Alsumaria reports, "'Stop the War' British Organization considered Blair’s admissions as war crimes. Attacking any country in aim to change its regime is an illegal aggression by virtue of the International Law, the NGO said in a statement." Andrew Sparrow (Guardian) notes of the Iraq Inquiry, "Many people who have written about the Iraq inquiry have complained about the soft nature of the questioning and today Ken Macdonald joined the chorus, describing the approach taken by Sir John Chilcot and his team as 'unchallenging'. But at Iraq inquiry HQ Chilcot and his team believe that these criticisms are unfair and that commentators do not appreciate that the questioning has been gentle up to now for a reason."
Meanwhile, Wang Guanqun (Xinhua) reports a Mandeli (Diayala Province) roadside bombing claimed the life of 1 Iraqi police officer and left two more injured, a Miqdadiya (also Diayala) roadside bombing wounded two people, a Baghdad roadside bombing wounded two people and a second Baghdad roadside bombing wounded three.
Bonnie reminds that Isaiah's The World Today Just Nuts "The Spirit of Barack" went up last night. Danny Schechter has been reporting from the Congo. I'm noting this from his "Congo Communique: Patrice, The Martyr, Ali The 'Killer' And Tales From Central Africa" (ZNet):
I came to the Congo in search of its future and instead found myself marching down memory lane. On Thursday we went to the Museum of Beaux Arts, really a school for teaching sculpture, a subject close to me because my late dad sculpted in stone and wood as a hobby.
But there, surrounding the ageing art deco building, were statues of Congo's history of agony-large almost socialist realist renderings of soldiers carrying the wounded, or falling on the battlefield.
Even an art school cannot ignore the history around it. The curator told me that it is only recently that art students have been allowed to do work of social commentary.
On Friday, we passed a public monument alongside a well-traveled highway. It was for someone who took decades to be resuscitated as a national hero, the country's first post-independence prime minister later assassinated with CIA help in 1961.

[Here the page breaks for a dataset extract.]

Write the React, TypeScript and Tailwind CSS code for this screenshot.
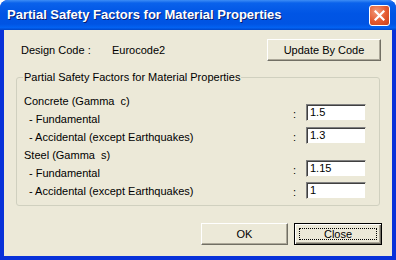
import React from "react";

const face = "font-['Liberation_Sans',Arial,sans-serif]";

function ClassicButton({
  label,
  width,
  isDefault,
}: {
  label: string;
  width: string;
  isDefault?: boolean;
}) {
  if (isDefault) {
    return (
      <button
        className={`${width} h-[22px] border border-black bg-[#ECE9D8] shadow-[inset_1px_1px_0_#fff,inset_-1px_-1px_0_#716F64,inset_-2px_-2px_0_#ACA899] p-[4px] flex`}
      >
        <span className="flex-1 border border-dotted border-black flex items-center justify-center text-[11px] leading-[12px] text-black">
          {label}
        </span>
      </button>
    );
  }
  return (
    <button
      className={`${width} h-[22px] bg-[#ECE9D8] border-t border-l border-white border-r border-b border-r-[#716F64] border-b-[#716F64] shadow-[inset_-1px_-1px_0_#ACA899] flex items-center justify-center text-[11px] leading-[12px] text-black`}
    >
      {label}
    </button>
  );
}

function ValueBox({ value }: { value: string }) {
  return (
    <div className="w-[60px] h-[17px] bg-white border-t border-l border-[#808080] border-r border-b border-r-[#ECE9D8] border-b-[#ECE9D8] shadow-[inset_1px_1px_0_#404040] pl-[3px] text-[11px] leading-[15px] text-black">
      {value}
    </div>
  );
}

function FieldRow({ value, className }: { value: string; className?: string }) {
  return (
    <div className={`flex items-center ${className ?? ""}`}>
      <span className="w-[13px] pt-[3px] text-[11px] leading-[13px] text-black">:</span>
      <ValueBox value={value} />
    </div>
  );
}

export default function App() {
  return (
    <div className={`w-[396px] h-[260px] bg-[#0831D9] rounded-t-[8px] flex flex-col overflow-hidden ${face}`}>
      {/* title bar */}
      <div className="h-[30px] shrink-0 flex items-center justify-between pl-[7px] pr-[6px] bg-[linear-gradient(to_bottom,#3D8DF5_0%,#0A62EB_10%,#0055E5_45%,#0054E3_80%,#0262F2_92%,#0046C8_100%)]">
        <span className="text-white font-bold text-[13px] leading-[16px] [text-shadow:1px_1px_0_#0A1E6E]">
          Partial Safety Factors for Material Properties
        </span>
        <button className="w-[21px] h-[21px] rounded-[3px] border border-white bg-[radial-gradient(circle_at_35%_30%,#F29A7A_0%,#E4592F_55%,#C6401A_100%)] flex items-center justify-center">
          <svg width="11" height="11" viewBox="0 0 11 11">
            <path d="M1.5 1.5 L9.5 9.5 M9.5 1.5 L1.5 9.5" stroke="#fff" strokeWidth="2.2" strokeLinecap="square" />
          </svg>
        </button>
      </div>

      {/* client area */}
      <div className="flex-1 mx-[4px] mb-[4px] bg-[#ECE9D8] flex flex-col pt-[9px] text-black">
        <div className="flex items-center h-[22px] pl-[17px] pr-[11px]">
          <span className="w-[91px] text-[11px] leading-[13px]">Design Code :</span>
          <span className="text-[11px] leading-[13px]">Eurocode2</span>
          <div className="ml-auto">
            <ClassicButton label="Update By Code" width="w-[114px]" />
          </div>
        </div>

        <fieldset className="mx-[12px] mt-[10px] h-[135px] border border-[#D0D0BF] rounded-[3px] px-[6px] pb-[7px]">
          <legend className="px-[1px] text-[11px] leading-[13px]">
            Partial Safety Factors for Material Properties
          </legend>
          <div className="flex">
            <div className="flex-1 flex flex-col pt-[8px] pl-[1px] text-[11px] leading-[18px]">
              <span>Concrete (Gamma&nbsp; c)</span>
              <span className="pl-[5px]">- Fundamental</span>
              <span className="pl-[5px]">- Accidental (except Earthquakes)</span>
              <span>Steel (Gamma&nbsp; s)</span>
              <span className="pl-[5px]">- Fundamental</span>
              <span className="pl-[5px]">- Accidental (except Earthquakes)</span>
            </div>
            <div className="flex flex-col pt-[20px] pr-[7px]">
              <FieldRow value="1.5" />
              <FieldRow value="1.3" className="mt-[6px]" />
              <FieldRow value="1.15" className="mt-[16px]" />
              <FieldRow value="1" className="mt-[5px]" />
            </div>
          </div>
        </fieldset>

        <div className="flex justify-end gap-[6px] pr-[10px] mt-auto mb-[11px]">
          <ClassicButton label="OK" width="w-[87px]" />
          <ClassicButton label="Close" width="w-[88px]" isDefault />
        </div>
      </div>
    </div>
  );
}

His name: Patrice Lumumba.
I'm noting that article. I think Danny's done strong work reporting on Congo; however, we are not, nor will we ever, endorsing the liar John Prendegast. Keith Harmon Snow has risked a great deal telling truth to power with regards to LIAR Prendegast and I will not spit on the battle Keith has fought or all that it has cost Keith by ever endorsing anything that Prendegast preaches, advocates or tries to stir up. Prendegast is and always will be a War Hawk. He's a well funded one and those getting in bed with him right now better not complain years from now when the stench follows them around.

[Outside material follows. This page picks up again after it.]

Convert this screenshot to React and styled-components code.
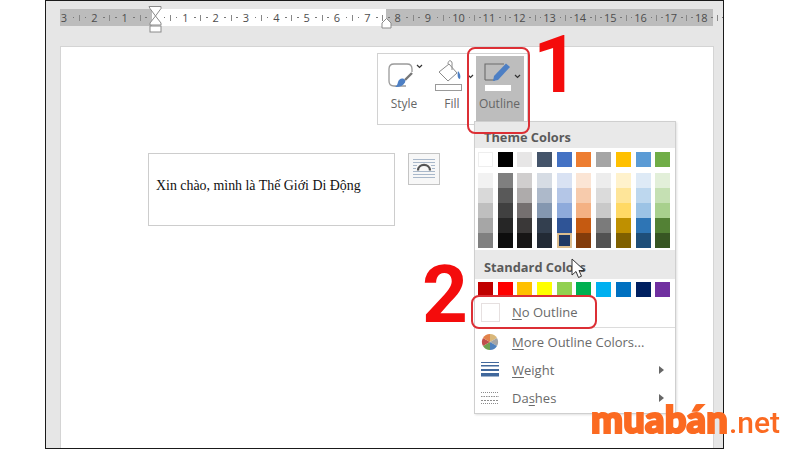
import React from "react";
import styled, { createGlobalStyle } from "styled-components";

const Global = createGlobalStyle`
  html, body { margin: 0; padding: 0; background: #fff; }
  body { width: 800px; height: 450px; overflow: hidden; font-family: "Open Sans", "Liberation Sans", sans-serif; }
  #root { width: 800px; height: 450px; position: relative; overflow: hidden; filter: blur(0.35px); }
`;

const Shell = styled.div`
  box-sizing: border-box;
  margin-left: 45px;
  width: 679px;
  height: 449px;
  border: 1px solid #1a1a1a;
  background: #e6e6e6;
  padding: 8px 9px 0 14px;
  display: flex;
  flex-direction: column;
`;

const RulerBar = styled.div`
  position: relative;
  width: 653px;
  height: 17px;
  flex: none;
  display: flex;
  align-items: center;
  background: linear-gradient(to right, #bcbcbc 0 92px, #fff 92px 326px, #bcbcbc 326px);
`;

const Segment = styled.div`
  flex: none;
  width: 30.33px;
  box-sizing: border-box;
  display: flex;
  align-items: center;
  justify-content: space-between;
  padding: 0 4px 0 0;
  font-size: 11px;
  line-height: 17px;
  color: #4d4d4d;
`;

const RulerNumber = styled.span`
  min-width: 8px;
  text-align: ${(p) => (p.$wide ? "left" : "center")};
  margin-left: ${(p) => (p.$wide ? "-2px" : "0")};
`;
const RulerDot = styled.i`
  width: 1.5px;
  height: 1.5px;
  background: #777;
`;
const RulerTick = styled.i`
  width: 1px;
  height: 6px;
  background: #888;
`;

const RulerMarks = styled.svg`
  position: absolute;
  left: ${(p) => p.$x}px;
  top: -3px;
`;

const Page = styled.div`
  position: relative;
  box-sizing: border-box;
  margin-top: 20px;
  width: 654px;
  flex: 1;
  background: #fff;
  border: 1px solid #d4d4d4;
  border-bottom: none;
  padding: 106px 0 0 87px;
  display: flex;
  align-items: flex-start;
  gap: 13px;
`;

const TextBox = styled.div`
  box-sizing: border-box;
  width: 247px;
  height: 73px;
  border: 1.5px solid #cdcdcd;
  padding: 22px 0 0 7px;
  font: 13.9px/20px "Liberation Serif", serif;
  color: #111;
  white-space: nowrap;
`;

const LayoutButton = styled.div`
  box-sizing: border-box;
  width: 32px;
  height: 32px;
  border: 1px solid #c4c4c4;
  background: #f7f7f7;
  display: flex;
  align-items: center;
  justify-content: center;
`;

const MiniToolbar = styled.div`
  position: absolute;
  left: 316px;
  top: 6px;
  box-sizing: border-box;
  width: 151px;
  height: 72px;
  background: #fff;
  border: 1px solid #d2d2d2;
  display: grid;
  grid-template-columns: 49px 47px 48px;
  padding: 2px 3px 2px 2px;
`;

const ToolButton = styled.div`
  display: flex;
  flex-direction: column;
  align-items: center;
  background: ${(p) => (p.$active ? "#bdbdbd" : "transparent")};
  font-size: 12px;
  color: #666;
  padding-top: 4px;
  box-sizing: border-box;
  height: 66px;
  svg { flex: none; }
  span { margin-top: 4px; line-height: 16px; margin-right: 1px; }
`;

const Menu = styled.div`
  position: absolute;
  left: 413px;
  top: 74px;
  width: 202px;
  height: 293px;
  box-sizing: border-box;
  background: #fff;
  border: 1px solid #cfcfcf;
  box-shadow: 1px 1px 2px rgba(0, 0, 0, 0.12);
  display: flex;
  flex-direction: column;
`;

const MenuHeader = styled.div`
  height: ${(p) => p.$h}px;
  flex: none;
  box-sizing: border-box;
  background: #e9e9e9;
  font-size: 12.8px;
  font-weight: 700;
  color: #5a5a5a;
  padding: ${(p) => p.$pt}px 0 0 9px;
  margin-top: ${(p) => p.$mt || 0}px;
  line-height: 18px;
`;

const SwatchRow = styled.div`
  display: flex;
  gap: 4.7px;
  padding: ${(p) => p.$pad};
  flex: none;
`;

const Swatch = styled.div`
  flex: none;
  width: 15px;
  height: 15px;
  background: ${(p) => p.$c};
  border: ${(p) => (p.$white ? "1px solid #eee" : "none")};
  box-sizing: border-box;
`;

const TintColumn = styled.div`
  flex: none;
  display: flex;
  flex-direction: column;
  width: 15px;
`;

const Tint = styled.div`
  height: 15px;
  box-sizing: border-box;
  background: ${(p) => p.$c};
  border: ${(p) => (p.$selected ? "2px solid #dcbd8e" : "none")};
`;

const MenuItem = styled.div`
  flex: none;
  height: ${(p) => p.$h || 28}px;
  display: flex;
  align-items: center;
  box-sizing: border-box;
  padding-left: 5px;
  font-size: 13px;
  color: #6a6a6a;
  border-bottom: ${(p) => (p.$divider ? "1px solid #dcdcdc" : "none")};
  position: relative;
  u { text-underline-offset: 2px; }
`;

const ItemIcon = styled.div`
  width: 20px;
  height: 20px;
  margin-right: 12px;
  flex: none;
  display: flex;
  align-items: center;
  justify-content: center;
`;

const EmptySquare = styled.div`
  width: 19px;
  height: 19px;
  box-sizing: border-box;
  border: 1px solid #e6e0e0;
  background: #fff;
`;

const Arrow = styled.i`
  position: absolute;
  right: 11px;
  top: 50%;
  margin-top: -4px;
  border-left: 5px solid #666;
  border-top: 4px solid transparent;
  border-bottom: 4px solid transparent;
`;

const RedFrame = styled.div`
  position: absolute;
  left: ${(p) => p.$x}px;
  top: ${(p) => p.$y}px;
  width: ${(p) => p.$w}px;
  height: ${(p) => p.$h}px;
  box-sizing: border-box;
  border: 2px solid #dc2f35;
  border-radius: 8px;
`;

const BigNumber = styled.div`
  position: absolute;
  left: ${(p) => p.$x}px;
  top: ${(p) => p.$y}px;
  font: 700 80px/60px "Roboto", sans-serif;
  color: #f40c0c;
`;

const Cursor = styled.svg`
  position: absolute;
  left: 571px;
  top: 258px;
`;

const Logo = styled.div`
  position: absolute;
  left: 591px;
  top: 396px;
  display: flex;
  align-items: baseline;
  color: #fb6a21;
  white-space: nowrap;
  line-height: 44px;
`;

const LogoName = styled.span`
  font: 900 38px/44px "Lato", "Open Sans", sans-serif;
  -webkit-text-stroke: 2.2px #fb6a21;
  letter-spacing: 0.2px;
`;

const LogoTld = styled.span`
  font: 500 30px/44px "Roboto", sans-serif;
  margin-left: 1px;
`;

const themeTop = ["#ffffff", "#000000", "#e7e6e6", "#44546a", "#4472c4", "#ed7d31", "#a5a5a5", "#ffc000", "#5b9bd5", "#70ad47"];
const tints = [
  ["#f2f2f2", "#d9d9d9", "#bfbfbf", "#a6a6a6", "#808080"],
  ["#7f7f7f", "#595959", "#404040", "#262626", "#0d0d0d"],
  ["#d0cece", "#aeabab", "#757070", "#3a3838", "#171616"],
  ["#d6dce4", "#adb9ca", "#8497b0", "#333f4f", "#222a35"],
  ["#d9e2f3", "#b4c6e7", "#8eaadb", "#2f5496", "#1f3864"],
  ["#fbe5d5", "#f7cbac", "#f4b183", "#c55a11", "#833c0b"],
  ["#ededed", "#dbdbdb", "#c9c9c9", "#7b7b7b", "#525252"],
  ["#fff2cc", "#fee599", "#ffd965", "#bf9000", "#7f6000"],
  ["#deeaf6", "#bdd7ee", "#9cc3e5", "#2e75b5", "#1e4e79"],
  ["#e2efd9", "#c5e0b3", "#a8d08d", "#538135", "#375623"],
];
const standard = ["#c00000", "#ff0000", "#ffc000", "#ffff00", "#92d050", "#00b050", "#00b0f0", "#0070c0", "#002060", "#7030a0"];
const ruler = [3, 2, 1, "", 1, 2, 3, 4, 5, 6, 7, 8, 9, 10, 11, 12, 13, 14, 15, 16, 17, 18];

const Chevron = ({ x, y }) => (
  <path d={`M${x} ${y}l2.5 2.5 2.5-2.5`} fill="none" stroke="#333" strokeWidth="1.2" />
);

export default function App() {
  return (
    <>
      <Global />
      <Shell>
        <RulerBar>
          {ruler.map((n, i) => (
            <Segment key={i}>
              <RulerNumber $wide={n >= 10}>{n}</RulerNumber>
              <RulerDot />
              <RulerTick />
              <RulerDot />
            </Segment>
          ))}
          <RulerMarks $x={85} width="20" height="30" viewBox="0 0 20 30">
            <path d="M1 .5h12v2L7.500 10 2 2.500z" transform="translate(3 0)" fill="#fff" stroke="#8a8a8a" />
            <path d="M10.500 10L16 17v2H5v-2z" fill="#fff" stroke="#8a8a8a" />
            <rect x="5" y="20" width="11" height="6" fill="#fff" stroke="#8a8a8a" />
          </RulerMarks>
          <RulerMarks $x={321} width="12" height="24" viewBox="0 0 12 24">
            <path d="M1 22v-5l4.500-4.500L10 17v5z" fill="#fff" stroke="#8a8a8a" />
          </RulerMarks>
        </RulerBar>
        <Page>
          <TextBox>Xin chào, mình là Thế Giới Di Động</TextBox>
          <LayoutButton>
            <svg width="24" height="24" viewBox="0 0 24 24">
              <g stroke="#a9b8ca" strokeWidth="1">
                <path d="M1 2.500h22M1 5.500h22M1 8.500h4M19 8.500h4M1 11.500h3M20 11.500h3M1 14.500h22M1 17.500h22M1 20.500h22" />
              </g>
              <path d="M6 13.500c0-7.500 12-7.500 12 0" fill="none" stroke="#555" strokeWidth="2.200" />
            </svg>
          </LayoutButton>

          <MiniToolbar>
            <ToolButton>
              <svg width="42" height="32" viewBox="0 0 42 32">
                <path d="M22 26H10c-3 0-5-2-5-5V9c0-3 2-5 5-5h13c3 0 5 2 5 5v3" fill="#fff" stroke="#9a9a9a" strokeWidth="1.300" />
                <path d="M28 13l-7 7" stroke="#777" strokeWidth="2.400" />
                <path d="M18 18.500c2.500 0 4 2 3 4-2 3.500-6 5-10 4.500 2.500-1.500 2.500-3.500 3-5 .7-2 2.300-3.500 4-3.500z" fill="#4d7fc4" />
                <Chevron x={33} y={5} />
              </svg>
              <span>Style</span>
            </ToolButton>
            <ToolButton>
              <svg width="42" height="32" viewBox="0 0 42 32">
                <path d="M7 12L17 4l8 9-9 8z" fill="#fff" stroke="#8a8a8a" />
                <path d="M16 4c0-5 5-4 4 1v5" fill="none" stroke="#8a8a8a" />
                <path d="M26 11c2 2 3 5 2 8-2 0-3-3-2-8z" fill="#4d7fc4" />
                <rect x="3.500" y="24.500" width="26" height="6" fill="#fff" stroke="#9a9a9a" />
                <Chevron x={36} y={15} />
              </svg>
              <span>Fill</span>
            </ToolButton>
            <ToolButton $active>
              <svg width="42" height="32" viewBox="0 0 42 32">
                <path d="M6 20V4h19" fill="none" stroke="#6c6c6c" strokeWidth="1.100" />
                <path d="M6 20h10" stroke="#6c6c6c" strokeWidth="1.100" />
                <path d="M14 21l1-5L27 3.500l4 3.500L19 20z" fill="#4d7fc4" />
                <rect x="6" y="25" width="26" height="6" fill="#fff" />
                <Chevron x={36} y={15} />
              </svg>
              <span>Outline</span>
            </ToolButton>
          </MiniToolbar>

          <Menu>
            <MenuHeader $h={26} $pt={6}>Theme Colors</MenuHeader>
            <SwatchRow $pad="4px 0 0 3px">
              {themeTop.map((c, i) => (
                <Swatch key={i} $c={c} $white={i === 0} />
              ))}
            </SwatchRow>
            <SwatchRow $pad="6px 0 0 3px">
              {tints.map((col, i) => (
                <TintColumn key={i}>
                  {col.map((c, j) => (
                    <Tint key={j} $c={c} $selected={i === 4 && j === 4} />
                  ))}
                </TintColumn>
              ))}
            </SwatchRow>
            <MenuHeader $h={29} $pt={8} $mt={2}>Standard Colors</MenuHeader>
            <SwatchRow $pad="3px 0 0 3px">
              {standard.map((c, i) => (
                <Swatch key={i} $c={c} />
              ))}
            </SwatchRow>
            <MenuItem $h={31} $divider>
              <ItemIcon><EmptySquare /></ItemIcon>
              <span><u>N</u>o Outline</span>
            </MenuItem>
            <MenuItem>
              <ItemIcon>
                <svg width="18" height="18" viewBox="0 0 18 18">
                  <path d="M9 9V1a8 8 0 0 1 7 4z" fill="#d9b77a" />
                  <path d="M9 9l7-4a8 8 0 0 1 0 8z" fill="#a5a5a5" />
                  <path d="M9 9l7 4a8 8 0 0 1-7 4z" fill="#4f81bd" />
                  <path d="M9 9v8a8 8 0 0 1-7-4z" fill="#6fa353" />
                  <path d="M9 9l-7 4a8 8 0 0 1 0-8z" fill="#c0504d" />
                  <path d="M9 9L2 5a8 8 0 0 1 7-4z" fill="#e2824a" />
                </svg>
              </ItemIcon>
              <span><u>M</u>ore Outline Colors...</span>
            </MenuItem>
            <MenuItem>
              <ItemIcon>
                <svg width="18" height="16" viewBox="0 0 18 16">
                  <g fill="#41689c">
                    <rect y="0" width="18" height="1" />
                    <rect y="3" width="18" height="1.500" />
                    <rect y="7" width="18" height="2" />
                    <rect y="11" width="18" height="3.500" />
                  </g>
                </svg>
              </ItemIcon>
              <span><u>W</u>eight</span>
              <Arrow />
            </MenuItem>
            <MenuItem>
              <ItemIcon>
                <svg width="18" height="14" viewBox="0 0 18 14">
                  <g stroke="#8c8c8c" strokeWidth="1">
                    <path d="M0 1.500h18" strokeDasharray="1 1" />
                    <path d="M0 5.500h18" strokeDasharray="1.500 1" />
                    <path d="M0 9.500h18" strokeDasharray="2 1" />
                    <path d="M0 12.500h18" strokeDasharray="1 1" />
                  </g>
                </svg>
              </ItemIcon>
              <span>Da<u>s</u>hes</span>
              <Arrow />
            </MenuItem>
          </Menu>
        </Page>
      </Shell>

      <RedFrame $x={467} $y={47} $w={63} $h={87} />
      <RedFrame $x={471} $y={295} $w={126} $h={34} />
      <BigNumber $x={533} $y={35}>1</BigNumber>
      <BigNumber $x={422} $y={265}>2</BigNumber>
      <Cursor width="16" height="24" viewBox="0 0 16 24">
        <path d="M1 1v16l4-3.500 2.500 6 3-1.300-2.500-5.700h5.500z" fill="#fff" stroke="#333" strokeWidth="1" />
      </Cursor>
      <Logo>
        <LogoName>muabán</LogoName>
        <LogoTld>.net</LogoTld>
      </Logo>
    </>
  );
}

Another thing to note. Sorry. Liang notes Peter Phillips and Mickey Huff's "Award Winning Flashpoints Radio Show Under Threat by KPFA Management" (Dissident Voice):
The Flashpoints radio program is being directly threatened with closure by station management. Budget cuts implemented by KPFA management; reduce staff time for Flashpoints by some 75 hours per week. Flashpoints, an award winning national radio program, originates at KPFA in Berkeley, California, and reaches some thirty cities in the US and serves an on-line audience worldwide.
Nora Barrows-Friedman wrote on December 9, “KPFA has effectively destroyed Flashpoints this week, beginning with the layoff of our technical producer position. Just hours ago, they called me into a meeting and casually informed me that my hours will be reduced by 50%. I cannot afford to keep this job if I’m on 20 hours a week.”
Ms. Barrows-Friedman is a long time investigative reporter specializing in Israel-Palestine issues and is one of the few reporters in the country who covers this sensitive issue in a straightforward manner. She taught herself Arabic and often reports from the ground in the Middle East. Along with Flashpoints producers Dennis Bernstein and Miguel Molina, Ms. Barrows-Friedman was the recent recipient of a lifetime achievement Media Freedom Award from Media Freedom Foundation/Project Censored.
“Nora Barrows Friedman has seniority over at least a dozen more recent and less experienced staff people. She has done an outstanding job at Flashpoints, showing a special dedication and talent. She has top professional qualifications and standards, tested by time and performance,” stated long standing political commentator and author Dr. Michael Parenti.
KPFA's Flashpoints Radio is an hour long weekly news show. It is NEWS. It is not 'public affairs.' For example, Nora regularly goes to the occupied territories and reports from them. We've long ago noted that KPFA does a lousy job of utilizing Nora who should be brought on all programs. When we were hitting on that in 2006 (and I was hitting on it offline), she finally got invited onto one show only to have a male host whine all over KPFA to the 'inner circle' afterward that he didn't care for her views. KFPA doesn't have a great deal of shows that are truly news shows. Flashpoints reports from protests and from around the world. They do actual news. Robert Knight, most broadcasts, starts with headlines that are what Pacifica is supposed to do. They're not supposed to, pay attention Aileen, read AP. They're supposed to be providing an altnerative voice and alterantive perspective. Pacifica radio was not created so that AP could be amplified. Dennis has gone after stories no one else would touch. They've brought art into Friday's as a permanent feature, going to the Mission District and broadcasting from there. They also deserve credit for the best interview with Rita Moreno I've ever heard. And she's a wonderful interview subject but Dennis is one of the few who had a conversation with her (as opposed to ticking through a list of topics) and it was one of KPFA's best arts coverage moments of this decade. The entire crew never forgets Iraq or Afghanistan. You don't go three months -- the way you do on Democracy Now! -- with no acknowledgement that the US is involved in wars. Flashpoints is KPFA's strongest program.